Certains facteurs de risque peuvent être évités afin de réduire le choc et augmenter la résilience des enfants. Parmi les facteurs qui peuvent les fragiliser, on retrouve la durée et la violence des hostilités entre les parents, la mauvaise qualité des relations parents-enfants, l’implication négative des grands parents ou d’autres membres de la famille des deux côtés, le manque d’organisation et de collaboration pour la gestion des moments de tension… Il faut vite apprendre à gérer les conflits et trouver des solutions consensuelles. Il faut aussi considérer avec sérieux et de façon bienveillante son rôle parental, en entretenant dans la durée des relations chaleureuses et affectueuse avec ses enfants. Il ne faut pas non plus considérer au premier degré les remarques ou conseils venant des proches comme étant systématiquement des reproches, ils s’avèrent parfois très utiles. Il est aussi important de garder toute la lucidité de l’analyse logique et réaliste, loin des réactions émotionnelles intempestives, pour agir de façon constructive dans l’intérêt des enfants.
Il est maintenant établi par beaucoup d’études sur la question, que l’impact négatif du divorce sur les enfants est réel. Il est vrai que dans les situations de conflits permanents et de violences terrorisantes, la séparation peut souvent représenter une délivrance et un grand soulagement aussi bien pour les parents que pour les enfants. Mais la plupart d’entre eux vivent au fond d’eux même cette séparation comme un déchirement. Le fait de voir un de leur parent quitter le domicile familial, nourrit leur peur de se retrouver délaissés et abandonnés.
Globalement les recherches en psychologie montrent que les troubles du comportement sont l’une des conséquences rapidement visible. L’agressivité, l’hyper activité, les troubles alimentaires, les conduites ordaliques (comportements à risque) ou d’auto destruction et d’auto punition, surtout chez les adolescents, peuvent constituer quelques exemples édifiants de cette souffrance. Sur le plan cognitif, nous pouvons constater parfois une baisse du rendement intellectuel, des échecs répétitifs, et un décrochage scolaire, même chez de bons élèves. Une faible adaptation sociale peut aussi constituer la trame de certains troubles comportementaux.
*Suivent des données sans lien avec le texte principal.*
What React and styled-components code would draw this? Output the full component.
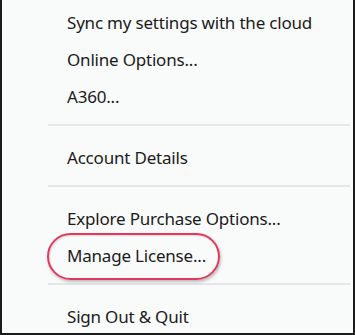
import React from 'react';
import styled, { createGlobalStyle } from 'styled-components';

const GlobalStyle = createGlobalStyle`
  html, body {
    margin: 0;
    padding: 0;
    background: #ffffff;
  }
`;

const Menu = styled.div`
  width: 355px;
  height: 335px;
  box-sizing: border-box;
  background: #f9fafa;
  border-left: 2px solid #1c1c1c;
  border-right: 2px solid #1c1c1c;
  border-bottom: 2px solid #1c1c1c;
  padding-top: 4px;
  font-family: "Noto Sans", "Open Sans", sans-serif;
  color: #1b1b1b;
  overflow: hidden;
`;

const Item = styled.div`
  position: relative;
  height: 37px;
  line-height: 37px;
  padding-left: 65px;
  font-size: 17px;
  letter-spacing: -0.2px;
  white-space: nowrap;
`;

const Divider = styled.div`
  height: 2px;
  background: #e4e7e7;
  margin: 9px 3px 13px 46px;
`;

const Highlight = styled.span`
  position: absolute;
  left: 45px;
  top: -4px;
  width: 173px;
  height: 47px;
  box-sizing: border-box;
  border: 2.5px solid #e2385e;
  border-radius: 24px;
  box-shadow: 1px 2px 3px rgba(0, 0, 0, 0.25), inset 1px 1px 2px rgba(0, 0, 0, 0.12);
  pointer-events: none;
`;

const groups = [
  ['Sync my settings with the cloud', 'Online Options...', 'A360...'],
  ['Account Details'],
  ['Explore Purchase Options...', 'Manage License...'],
  ['Sign Out & Quit'],
];

const App = () => {
  return (
    <>
      <GlobalStyle />
      <Menu>
        {groups.map((group, gi) => (
          <React.Fragment key={gi}>
            {gi > 0 && <Divider />}
            {group.map((label) => (
              <Item key={label}>
                {label}
                {label === 'Manage License...' && <Highlight />}
              </Item>
            ))}
          </React.Fragment>
        ))}
      </Menu>
    </>
  );
};

export default App;
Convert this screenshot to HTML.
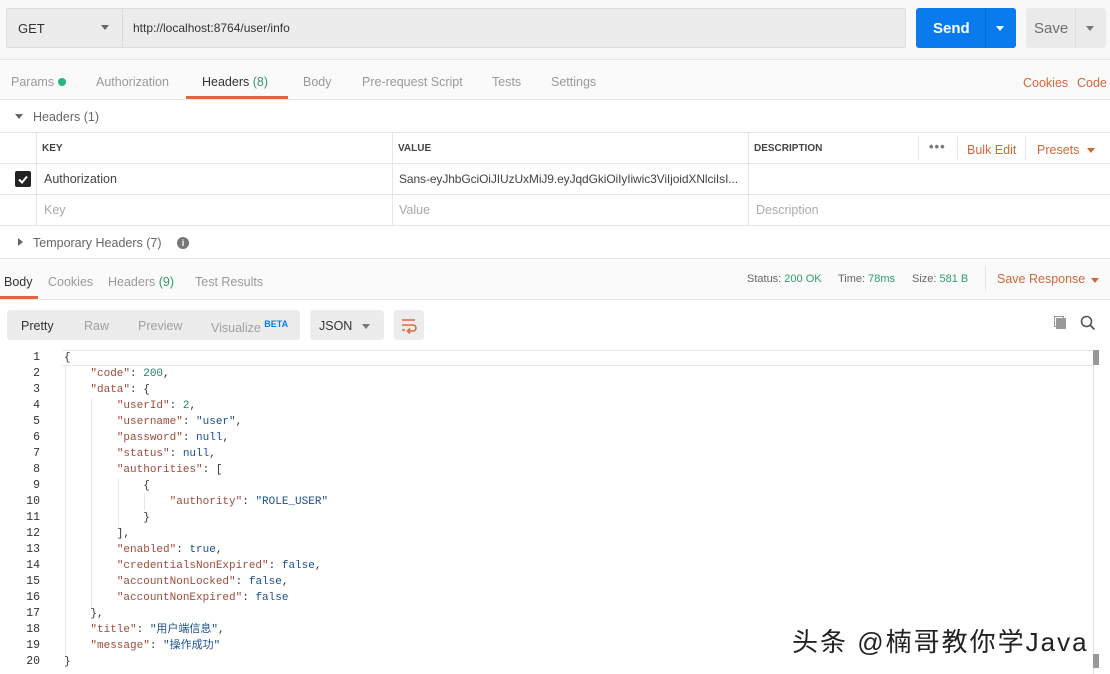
<!DOCTYPE html>
<html><head><meta charset="utf-8">
<style>
*{box-sizing:border-box;margin:0;padding:0}
body{width:1110px;height:674px;overflow:hidden;background:#fff;font-family:"Liberation Sans","Noto Sans CJK SC",sans-serif;font-size:12px;color:#505050;position:relative}
.a{position:absolute;white-space:nowrap}
.hl{position:absolute;left:0;width:1110px;height:1px;background:#e6e6e6}
.vl{position:absolute;width:1px;background:#e6e6e6}
.o{color:#d0683a}
.g{color:#2f9c6b}
pre.code{white-space:pre;font-family:"Liberation Mono","Noto Sans CJK SC",monospace;font-size:11px;line-height:16px}
.k{color:#a14a3a}.n{color:#1f8060}.s{color:#1a4f8f}.b{color:#1a4f8f}.p{color:#333}
.ln{position:absolute;left:0;width:40px;text-align:right;color:#333;font-family:"Liberation Mono",monospace;font-size:11.5px;line-height:16px}
</style></head><body>
<div class="a" style="left:0;top:0;width:1110px;height:60px;background:#f8f8f8"></div>
<div class="a" style="left:6px;top:8px;width:900px;height:40px;background:#ececec;border:1px solid #ddd;border-radius:2px"></div>
<div class="vl" style="left:122px;top:9px;height:38px;background:#d8d8d8"></div>
<div class="a" style="left:18px;top:21px;font-size:13px;color:#333">GET</div>
<div class="a" style="left:101px;top:25px;border-left:4px solid transparent;border-right:4px solid transparent;border-top:5px solid #666"></div>
<div class="a" style="left:133px;top:21px;font-size:12px;color:#333">http://localhost:8764/user/info</div>
<div class="a" style="left:916px;top:8px;width:100px;height:40px;background:#097bed;border-radius:3px"></div>
<div class="vl" style="left:985px;top:8px;height:40px;background:#0a6bd0"></div>
<div class="a" style="left:933px;top:20px;font-size:15px;font-weight:bold;color:#fff">Send</div>
<div class="a" style="left:996px;top:26px;border-left:4px solid transparent;border-right:4px solid transparent;border-top:5px solid #fff"></div>
<div class="a" style="left:1026px;top:8px;width:80px;height:40px;background:#eaeaea;border-radius:3px"></div>
<div class="vl" style="left:1075px;top:8px;height:40px;background:#ddd"></div>
<div class="a" style="left:1034px;top:20px;font-size:15px;color:#707070">Save</div>
<div class="a" style="left:1086px;top:26px;border-left:4px solid transparent;border-right:4px solid transparent;border-top:5px solid #777"></div>
<div class="hl" style="top:59px"></div>
<div class="a" style="left:0;top:60px;width:1110px;height:40px;background:#fafafa"></div>
<div class="a" style="left:11px;top:75px;font-size:12.5px;color:#9a9a9a">Params</div>
<div class="a" style="left:58px;top:78px;width:8px;height:8px;border-radius:50%;background:#26b47f"></div>
<div class="a" style="left:96px;top:75px;font-size:12.5px;color:#9a9a9a">Authorization</div>
<div class="a" style="left:202px;top:75px;font-size:12.5px;color:#333">Headers <span class="g">(8)</span></div>
<div class="a" style="left:186px;top:96px;width:102px;height:3px;background:#e0673a"></div>
<div class="a" style="left:303px;top:75px;font-size:12.5px;color:#9a9a9a">Body</div>
<div class="a" style="left:362px;top:75px;font-size:12.5px;color:#9a9a9a">Pre-request Script</div>
<div class="a" style="left:492px;top:75px;font-size:12.5px;color:#9a9a9a">Tests</div>
<div class="a" style="left:551px;top:75px;font-size:12.5px;color:#9a9a9a">Settings</div>
<div class="a o" style="left:1023px;top:76px;font-size:12.5px">Cookies</div>
<div class="a o" style="left:1077px;top:76px;font-size:12.5px">Code</div>
<div class="hl" style="top:99px"></div>
<div class="a" style="left:15px;top:114px;border-left:4px solid transparent;border-right:4px solid transparent;border-top:5px solid #666"></div>
<div class="a" style="left:33px;top:110px;font-size:12.5px;color:#666">Headers (1)</div>
<div class="hl" style="top:132px"></div>
<div class="a" style="left:42px;top:143px;font-size:10px;font-weight:bold;color:#444">KEY</div>
<div class="a" style="left:398px;top:143px;font-size:10px;font-weight:bold;color:#444">VALUE</div>
<div class="a" style="left:754px;top:143px;font-size:10px;font-weight:bold;color:#444">DESCRIPTION</div>
<div class="a" style="left:929px;top:139px;font-size:13px;color:#777;font-weight:bold;letter-spacing:1px">•••</div>
<div class="vl" style="left:918px;top:136px;height:24px"></div>
<div class="vl" style="left:957px;top:136px;height:24px"></div>
<div class="vl" style="left:1025px;top:136px;height:24px"></div>
<div class="a o" style="left:967px;top:143px;font-size:12.5px">Bulk Edit</div>
<div class="a o" style="left:1037px;top:143px;font-size:12.5px">Presets</div>
<div class="a" style="left:1087px;top:148px;border-left:4px solid transparent;border-right:4px solid transparent;border-top:5px solid #d0683a"></div>
<div class="hl" style="top:163px"></div>
<div class="hl" style="top:194px"></div>
<div class="hl" style="top:225px"></div>
<div class="hl" style="top:258px"></div>
<div class="vl" style="left:36px;top:133px;height:93px"></div>
<div class="vl" style="left:392px;top:133px;height:93px"></div>
<div class="vl" style="left:748px;top:133px;height:93px"></div>
<div class="a" style="left:15px;top:171px;width:16px;height:16px;background:#222;border-radius:2px"></div>
<svg class="a" style="left:15px;top:171px" width="16" height="16"><path d="M4 8.5l3 3 5-6" stroke="#fff" stroke-width="2" fill="none"/></svg>
<div class="a" style="left:44px;top:172px;font-size:12.5px;color:#444">Authorization</div>
<div class="a" style="left:399px;top:172px;font-size:12px;color:#444;letter-spacing:-0.1px">Sans-eyJhbGciOiJIUzUxMiJ9.eyJqdGkiOiIyIiwic3ViIjoidXNlciIsI...</div>
<div class="a" style="left:44px;top:203px;font-size:12.5px;color:#aaa">Key</div>
<div class="a" style="left:399px;top:203px;font-size:12.5px;color:#aaa">Value</div>
<div class="a" style="left:756px;top:203px;font-size:12.5px;color:#aaa">Description</div>
<div class="a" style="left:18px;top:238px;border-top:4px solid transparent;border-bottom:4px solid transparent;border-left:5px solid #666"></div>
<div class="a" style="left:33px;top:236px;font-size:12.5px;color:#666">Temporary Headers (7)</div>
<div class="a" style="left:177px;top:237px;width:12px;height:12px;border-radius:50%;background:#777;color:#fff;font-size:9px;text-align:center;line-height:12px;font-weight:bold">i</div>
<div class="a" style="left:0;top:259px;width:1110px;height:40px;background:#fafafa"></div>
<div class="a" style="left:4px;top:275px;font-size:12.5px;color:#333">Body</div>
<div class="a" style="left:0;top:296px;width:38px;height:3px;background:#e0673a"></div>
<div class="a" style="left:48px;top:275px;font-size:12.5px;color:#9a9a9a">Cookies</div>
<div class="a" style="left:108px;top:275px;font-size:12.5px;color:#9a9a9a">Headers <span class="g">(9)</span></div>
<div class="a" style="left:195px;top:275px;font-size:12.5px;color:#9a9a9a">Test Results</div>
<div class="a" style="left:747px;top:273px;font-size:11px;color:#666">Status: <span class="g">200 OK</span></div>
<div class="a" style="left:838px;top:273px;font-size:11px;color:#666">Time: <span class="g">78ms</span></div>
<div class="a" style="left:912px;top:273px;font-size:11px;color:#666">Size: <span class="g">581 B</span></div>
<div class="vl" style="left:985px;top:266px;height:26px"></div>
<div class="a o" style="left:997px;top:272px;font-size:12.5px">Save Response</div>
<div class="a" style="left:1091px;top:278px;border-left:4px solid transparent;border-right:4px solid transparent;border-top:5px solid #d0683a"></div>
<div class="hl" style="top:299px"></div>
<div class="a" style="left:7px;top:310px;width:293px;height:30px;background:#ececec;border-radius:3px"></div>
<div class="a" style="left:21px;top:319px;font-size:12.5px;color:#333">Pretty</div>
<div class="a" style="left:84px;top:319px;font-size:12.5px;color:#a0a0a0">Raw</div>
<div class="a" style="left:138px;top:319px;font-size:12.5px;color:#a0a0a0">Preview</div>
<div class="a" style="left:211px;top:319px;font-size:12.5px;color:#a0a0a0">Visualize <sup style="font-size:9px;color:#097bed;font-weight:bold">BETA</sup></div>
<div class="a" style="left:310px;top:310px;width:74px;height:30px;background:#ececec;border-radius:3px"></div>
<div class="a" style="left:319px;top:319px;font-size:12.5px;color:#333">JSON</div>
<div class="a" style="left:362px;top:324px;border-left:4px solid transparent;border-right:4px solid transparent;border-top:5px solid #777"></div>
<div class="a" style="left:394px;top:310px;width:30px;height:30px;background:#ececec;border-radius:3px"></div>
<svg class="a" style="left:399px;top:315px" width="20" height="20"><path d="M3 5h13M3 10h11a3 3 0 0 1 0 6h-5M11 13.5l-2.5 2.5 2.5 2.5M3 15h3" stroke="#e0673a" stroke-width="1.6" fill="none"/></svg>
<div class="a" style="left:1056px;top:318px;width:10px;height:11px;background:#999"></div>
<div class="a" style="left:1054px;top:316px;width:10px;height:11px;border:1px solid #999"></div>
<svg class="a" style="left:1080px;top:315px" width="16" height="16"><circle cx="6.5" cy="6.5" r="5" stroke="#555" stroke-width="1.6" fill="none"/><path d="M10 10l4.5 4.5" stroke="#555" stroke-width="1.8"/></svg>
<div class="a" style="left:62px;top:350px;width:1032px;height:16px;border-top:1px solid #e8e8e8;border-bottom:1px solid #e8e8e8"></div>
<div class="vl" style="left:1093px;top:350px;height:324px;background:#ddd"></div>
<div class="a" style="left:1093px;top:350px;width:6px;height:15px;background:#999"></div>
<div class="a" style="left:1093px;top:654px;width:6px;height:14px;background:#999"></div>
<div class="vl" style="left:65px;top:366px;height:290px"></div>
<div class="vl" style="left:91px;top:398px;height:210px"></div>
<div class="vl" style="left:118px;top:478px;height:48px"></div>
<div class="vl" style="left:144px;top:494px;height:16px"></div>
<div class="a" style="left:0;top:350px">
<div class="ln" style="top:0">1</div><div class="ln" style="top:16px">2</div><div class="ln" style="top:32px">3</div><div class="ln" style="top:48px">4</div><div class="ln" style="top:64px">5</div><div class="ln" style="top:80px">6</div><div class="ln" style="top:96px">7</div><div class="ln" style="top:112px">8</div><div class="ln" style="top:128px">9</div><div class="ln" style="top:144px">10</div><div class="ln" style="top:160px">11</div><div class="ln" style="top:176px">12</div><div class="ln" style="top:192px">13</div><div class="ln" style="top:208px">14</div><div class="ln" style="top:224px">15</div><div class="ln" style="top:240px">16</div><div class="ln" style="top:256px">17</div><div class="ln" style="top:272px">18</div><div class="ln" style="top:288px">19</div><div class="ln" style="top:304px">20</div>
</div>
<pre class="a code p" style="left:64px;top:350px;white-space:pre">{
    <span class="k">"code"</span>: <span class="n">200</span>,
    <span class="k">"data"</span>: {
        <span class="k">"userId"</span>: <span class="n">2</span>,
        <span class="k">"username"</span>: <span class="s">"user"</span>,
        <span class="k">"password"</span>: <span class="b">null</span>,
        <span class="k">"status"</span>: <span class="b">null</span>,
        <span class="k">"authorities"</span>: [
            {
                <span class="k">"authority"</span>: <span class="s">"ROLE_USER"</span>
            }
        ],
        <span class="k">"enabled"</span>: <span class="b">true</span>,
        <span class="k">"credentialsNonExpired"</span>: <span class="b">false</span>,
        <span class="k">"accountNonLocked"</span>: <span class="b">false</span>,
        <span class="k">"accountNonExpired"</span>: <span class="b">false</span>
    },
    <span class="k">"title"</span>: <span class="s">"用户端信息"</span>,
    <span class="k">"message"</span>: <span class="s">"操作成功"</span>
}</pre>
<div class="a" style="left:792px;top:622px;font-size:26px;letter-spacing:2px;color:#222;font-family:'Liberation Sans','Noto Sans CJK SC',sans-serif;text-shadow:1px 1px 0 #fff,-1px -1px 0 #fff">头条 @楠哥教你学Java</div>
</body></html>
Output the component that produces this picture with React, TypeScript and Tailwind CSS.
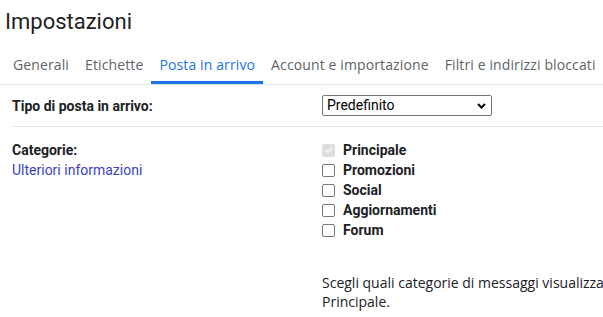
import React from "react";

const font = { fontFamily: "Roboto, 'Noto Sans', Arial, sans-serif" };
const tabFont = { fontFamily: "'Open Sans', Roboto, Arial, sans-serif" };

function Box({ checked }: { checked?: boolean }) {
  if (checked) {
    return (
      <span className="flex h-[13px] w-[13px] shrink-0 items-center justify-center rounded-[2px] bg-[#dedede]">
        <svg width="10" height="10" viewBox="0 0 10 10">
          <path d="M1.8 5.2 L4 7.3 L8.3 2.6" fill="none" stroke="#f4f4f4" strokeWidth="1.8" />
        </svg>
      </span>
    );
  }
  return <span className="block h-[13px] w-[13px] shrink-0 rounded-[2px] border border-[#767676] bg-white" />;
}

export default function App() {
  const tabs = ["Generali", "Etichette", "Posta in arrivo", "Account e importazione", "Filtri e indirizzi bloccati"];
  const cats = ["Principale", "Promozioni", "Social", "Aggiornamenti", "Forum"];
  return (
    <div className="h-[317px] w-[603px] overflow-hidden bg-white text-[#202124]" style={font}>
      <div className="pl-[5px] pt-[8px] text-[22px] leading-[28px] text-[#1f1f1f]">Impostazioni</div>
      <div className="mt-[19px] flex border-b border-[#e3e3e3] pl-[5px] whitespace-nowrap tracking-[0.12px]" style={tabFont}>
        {tabs.map((t, i) => (
          <div
            key={t}
            className={
              i === 2
                ? "border-b-[3px] border-[#1a73e8] px-[8px] pb-[7px] text-[14px] leading-[19px] text-[#1a73e8]"
                : "border-b-[3px] border-transparent px-[8px] pb-[7px] text-[14px] leading-[19px] text-[#5f6368]"
            }
          >
            {t}
          </div>
        ))}
      </div>
      <div className="ml-[12px] flex border-b border-[#e3e3e3] pt-[10px] pb-[10px]">
        <div className="w-[310px] shrink-0 pt-[2px] text-[14px] font-bold leading-[18px]">Tipo di posta in arrivo:</div>
        <div className="flex h-[21px] w-[170px] shrink-0 items-center justify-between rounded-[2px] border border-[#767676] pl-[4px] pr-[5px] text-[14px] text-black">
          <span>Predefinito</span>
          <svg width="9" height="6" viewBox="0 0 9 6">
            <path d="M1 1 L4.5 4.5 L8 1" fill="none" stroke="#000" strokeWidth="2" />
          </svg>
        </div>
      </div>
      <div className="ml-[12px] flex pt-[13px]">
        <div className="w-[310px] shrink-0 text-[14px] leading-[20px]">
          <div className="font-bold">Categorie:</div>
          <div className="whitespace-nowrap text-[#3c3fc4]">Ulteriori informazioni</div>
        </div>
        <div className="flex min-w-0 flex-1 flex-col">
          {cats.map((c, i) => (
            <div key={c} className="flex h-[20px] items-center gap-[8px]">
              <Box checked={i === 0} />
              <span className="text-[14px] font-bold leading-[20px]">{c}</span>
            </div>
          ))}
          <div className="mt-[33px] text-[14px] leading-[19px] text-[#202124]" style={tabFont}>
            <div className="whitespace-nowrap">Scegli quali categorie di messaggi visualizza</div>
            <div>Principale.</div>
          </div>
        </div>
      </div>
    </div>
  );
}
Les conclusions de plusieurs recherches dans ce domaine pointent du doigt la dérégulation des émotions. Plus tard être cette instabilité émotionnelle, constituera la source des troubles anxieux comme la dépression, les troubles compulsifs, l’impulsivité et les comportement d’évitement. C’est aussi la cause de complications psychopathologiques de l’attachement comme par exemple la peur de l’abandon, la méfiance et le manque de confiance à l’égard des autres et un sentiment de mal être permanent…
C’est notamment pour toutes ces raisons que l’attitude des parents au cours du divorce représente des enjeux particulièrement sérieux et des défis d’une grande importance pour l’avenir des enfants. C’est un fait rare que les parents cherchent à savoir ce que les enfants pensent et ressentent par rapport aux événements et aux changements familiaux qui se déroulent sous leurs yeux. Si on ne leur donne pas l’occasion, les enfants évitent systématiquement d’aborder spontanément le sujet du divorce de leurs parents.
De toute évidence, certains parents conscients des risques liés à la séparation du couple et sensibles à l’équilibre psychologique de leurs enfants cherchent la meilleure façon de limiter l’impact du choc. Beaucoup de solutions existent afin de prévenir les problèmes à long terme et favoriser l’acceptation chez les enfants. Les travaux qui sont de plus en plus abondants, offrent une base de connaissances et de savoir-faire qui permettent d’enrichir notre compréhension pour que les parents trouvent les conseils sérieux et utiles ainsi que des outils efficaces auprès des professionnels. Ils évitent de ce fait les facteurs de risque, et favorisent au maximum les facteurs de protection. L’objectif des parents en fin de compte est de donner toutes les chances à leurs enfants pour accepter la transition et de continuer de vivre dans des conditions raisonnablement acceptables.